The Scherzo, like the opening of the first movement, momentarily recalls Ravel, this time in the French composer’s pizzicato Scherzo, but again, the allusion doesn’t last, as Kernis’s writing quickly veers off down that “other” Robert Frost road, careening right into a thicket of rhythmic thistles and prickly dissonances.


If you’re a longtime reader, you no doubt know that this is not my kind of music, but I think I can say with some confidence, based on its performance of the Schubert quartet and the previously reviewed Beethoven quartet, that the Jasper String Quartet performs the Kernis with as much conviction, technical prowess, and musical intelligence as it does everything else.


As with Kernis’s Second String Quartet, which the Jasper programmed on its first Kernis Project disc, this is not the First String Quartet’s first recording.
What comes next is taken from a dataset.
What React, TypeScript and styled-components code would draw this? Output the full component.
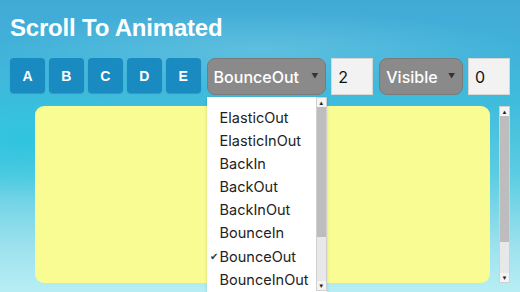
import React from 'react';
import styled, { createGlobalStyle } from 'styled-components';

const easings = ['ElasticOut', 'ElasticInOut', 'BackIn', 'BackOut', 'BackInOut', 'BounceIn', 'BounceOut', 'BounceInOut'];
const letters = ['A', 'B', 'C', 'D', 'E'];

const GlobalStyle = createGlobalStyle`
  html, body {
    margin: 0;
    padding: 0;
    width: 520px;
    height: 292px;
    overflow: hidden;
  }
  body {
    background:
      radial-gradient(ellipse 120px 60px at 20px 140px, rgba(40, 196, 222, 0.8), transparent),
      radial-gradient(ellipse 260px 40px at 260px 50px, rgba(150, 215, 235, 0.35), transparent),
      linear-gradient(180deg, #42a9d6 0%, #3fbcdc 35%, #5ccde2 60%, #9ee2ee 85%, #b7eef5 100%);
    font-family: "Liberation Sans", Arial, sans-serif;
  }
`;

const Page = styled.div`
  padding: 0 10px;
`;

const Title = styled.h1`
  margin: 0;
  padding-top: 14px;
  font-size: 24px;
  line-height: 28px;
  font-weight: 700;
  color: #ffffff;
  letter-spacing: -0.2px;
`;

const Toolbar = styled.div`
  display: flex;
  align-items: flex-start;
  margin-top: 16px;
`;

const LetterButton = styled.button`
  width: 35px;
  height: 35px;
  margin-right: 4px;
  border: none;
  border-radius: 4px;
  background: #1a8bc0;
  color: #ffffff;
  font-family: "Liberation Sans", Arial, sans-serif;
  font-size: 14px;
  font-weight: 700;
  padding: 0;
  box-shadow: 0 1px 1px rgba(0, 60, 100, 0.25);
`;

const SelectWrap = styled.div<{ $w: number; $gap: number }>`
  position: relative;
  width: ${p => p.$w}px;
  margin-left: ${p => p.$gap}px;
`;

const SelectBox = styled.div`
  height: 37px;
  border-radius: 8px;
  background: #8a8a8a;
  border: 1px solid #7a7a7a;
  box-sizing: border-box;
  display: flex;
  align-items: center;
  padding: 0 6px;
  color: #ffffff;
  font-family: Inter, "Noto Sans", sans-serif;
  font-size: 16px;
  font-weight: 500;
`;

const SelectLabel = styled.span`
  flex: 1;
`;

const Caret = styled.span`
  font-size: 7px;
  color: #333;
  margin-right: 1px;
`;

const NumberBox = styled.div`
  width: 42px;
  height: 37px;
  margin-left: 5px;
  background: #f2f2f2;
  border: 1px solid #d6d6d6;
  box-sizing: border-box;
  display: flex;
  align-items: center;
  padding-left: 6px;
  font-family: Inter, "Noto Sans", sans-serif;
  font-size: 16px;
  color: #111;
`;

const DropList = styled.div`
  position: absolute;
  top: 39px;
  left: 0;
  width: 120px;
  height: 200px;
  background: #ffffff;
  display: flex;
  box-shadow: 0 1px 3px rgba(0, 0, 0, 0.15);
  z-index: 2;
`;

const Items = styled.ul`
  flex: 1;
  list-style: none;
  margin: 0;
  padding: 9px 0 0 0;
`;

const Item = styled.li`
  position: relative;
  height: 23.1px;
  line-height: 23.1px;
  padding-left: 13px;
  font-family: Inter, "Noto Sans", sans-serif;
  font-size: 14.5px;
  color: #222;
`;

const Check = styled.span`
  position: absolute;
  left: 3px;
  top: 0;
  font-size: 10px;
  color: #333;
`;

const Scrollbar = styled.div<{ $h: number }>`
  width: 11px;
  height: ${p => p.$h}px;
  display: flex;
  flex-direction: column;
  background: #e8e8e8;
  border: 1px solid #d0d0d0;
  box-sizing: border-box;
`;

const Arrow = styled.div`
  height: 9px;
  background: #f4f4f4;
  display: flex;
  align-items: center;
  justify-content: center;
  font-size: 6px;
  color: #222;
  line-height: 1;
`;

const Thumb = styled.div<{ $h: number }>`
  height: ${p => p.$h}px;
  background: #bdbdbd;
`;

const Track = styled.div`
  flex: 1;
`;

const Content = styled.div`
  display: flex;
  align-items: flex-start;
  margin-top: 11px;
  padding-left: 25px;
`;

const Panel = styled.div`
  width: 458px;
  height: 177px;
  border-radius: 9px;
  background: #f8fc92;
`;

const SideBar = styled.div`
  margin-left: 9px;
`;

const App = () => {
  return (
    <>
      <GlobalStyle />
      <Page>
        <Title>Scroll To Animated</Title>
        <Toolbar>
          {letters.map(l => (
            <LetterButton key={l}>{l}</LetterButton>
          ))}
          <SelectWrap $w={120} $gap={2}>
            <SelectBox>
              <SelectLabel>BounceOut</SelectLabel>
              <Caret>▼</Caret>
            </SelectBox>
            <DropList>
              <Items>
                {easings.map(e => (
                  <Item key={e}>
                    {e === 'BounceOut' && <Check>✔</Check>}
                    {e}
                  </Item>
                ))}
              </Items>
              <Scrollbar $h={194}>
                <Arrow>▲</Arrow>
                <Thumb $h={130} />
                <Track />
                <Arrow>▼</Arrow>
              </Scrollbar>
            </DropList>
          </SelectWrap>
          <NumberBox>2</NumberBox>
          <SelectWrap $w={84} $gap={6}>
            <SelectBox>
              <SelectLabel>Visible</SelectLabel>
              <Caret>▼</Caret>
            </SelectBox>
          </SelectWrap>
          <NumberBox>0</NumberBox>
        </Toolbar>
        <Content>
          <Panel />
          <SideBar>
            <Scrollbar $h={177}>
              <Arrow>▲</Arrow>
              <Thumb $h={126} />
              <Track />
              <Arrow>▼</Arrow>
            </Scrollbar>
          </SideBar>
        </Content>
      </Page>
    </>
  );
};

export default App;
That award goes to the Lark Quartet, which recorded both Kernis quartets for Arabesque back in 1999. That CD is still available and, though I haven’t heard it, I should think that for Kernis fans having both quartets on a single disc is a more desirable programming option.


The problem I see with the Jasper’s Kernis Project —other than the fact that to date there are no more Kernis quartets to program—is that the catalog is overflowing with Schubert “Maidens,” of which readers are already likely to have more than one in their collections; and while I wouldn’t dream of suggesting that someone who enjoys Schubert can’t enjoy Kernis, I would submit that some who might otherwise appreciate the Schubert but have no interest in the Kernis, or vice-versa, may possibly feel they’re getting only half a CD for their money. Programming of this sort may work fine in a live concert where the listener is exposed to it once, but I have my doubts as to its efficacy on a recording.


So, with all of the above caveats and reservations, I recommend this release to you for an exceptional Schubert and for all-around outstanding playing and recording.